Photo: Getty Images/The Print Collector

Circa 1900: The Yellow Oval Room, crowded and Victorian, as it was before Edith and Theodore Roosevelt had the White House classicized in 1902 by the architecture firm McKim, Mead & White. The Roosevelts used the Yellow Oval Room as a sitting room.

Photo: Tom Leonard

1966: Jacqueline Kennedy transformed the Yellow Oval Room into an airy French-style salon with a design that combined ideas from both Sister Parish and Stéphane Boudin as well as Louis XVI furniture of the sort that Thomas Jefferson favored. This photograph shows the room during the Johnson administration, with much of the Kennedy decor left intact.

Circa 2008: The Yellow Oval Room during the George W. Bush administration.

Family Dining Room

Once used as President and Mrs. McKinley’s bedroom, the space was turned into a private dining room by Jacqueline Kennedy.

Photo: The Print Collector/Print Collector/Getty Images

Circa 1900: The room used as the McKinleys’ bedroom.

Photo: White House Historical Association

1963: The Family Dining Room, with its Sister Parish decor, during the Kennedy administration. The walls are hung with a 1960 reproduction of an 1830s Zuber wallpaper depicting scenes from the American Revolution. The chairs are Federal style.

Photo: James E. Russell/White House Historical Association

1971: Pat Nixon and White House curator Clement Conger left the room’s Kennedy decor largely alone, though they replaced the chandelier and also installed a 19th-century-style floor covering that the museum-minded curator felt was more appropriately historic in feeling.

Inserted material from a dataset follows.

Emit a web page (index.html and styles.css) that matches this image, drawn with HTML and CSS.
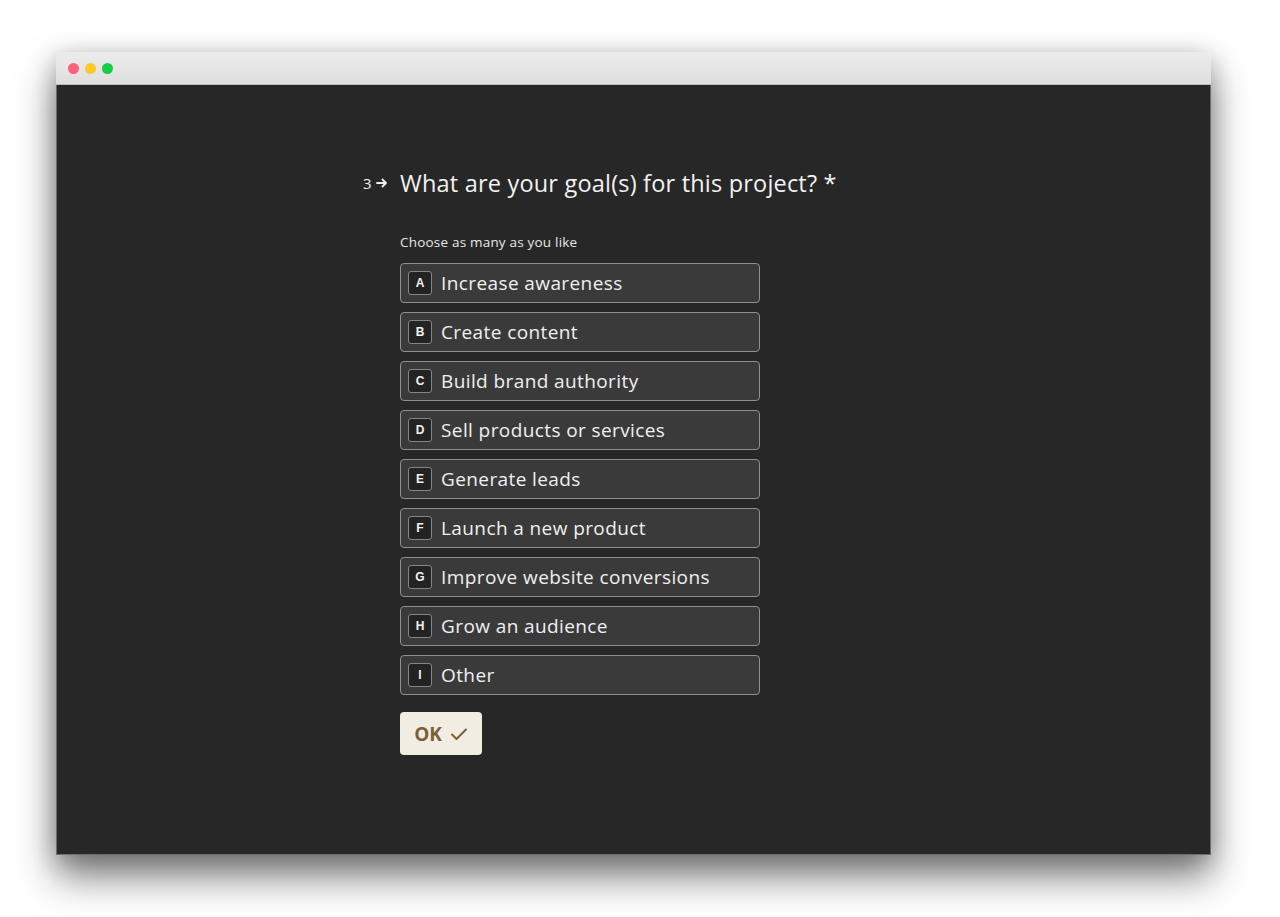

Betty Ford would have the battle-scene paper removed because she thought the theme was too violent to look at during meals.

Photo: Erik Kvalsvik/White House Historical Association

Circa 1999: The Family Dining Room, as decorated for Bill and Hillary Clinton by Arkansas designer Kaki Hockersmith. She covered the walls with pale green silk and brought in lively floral upholstery.

Photo: Peter Vitale/White House Historical Association

2007: The Family Dining Room as redesigned by Kenneth Blasingame, Laura and George W. Bush’s longtime decorator. Georgia O’Keeffe’s Jimson Weed/White Flower No. 1 hangs over the pier table.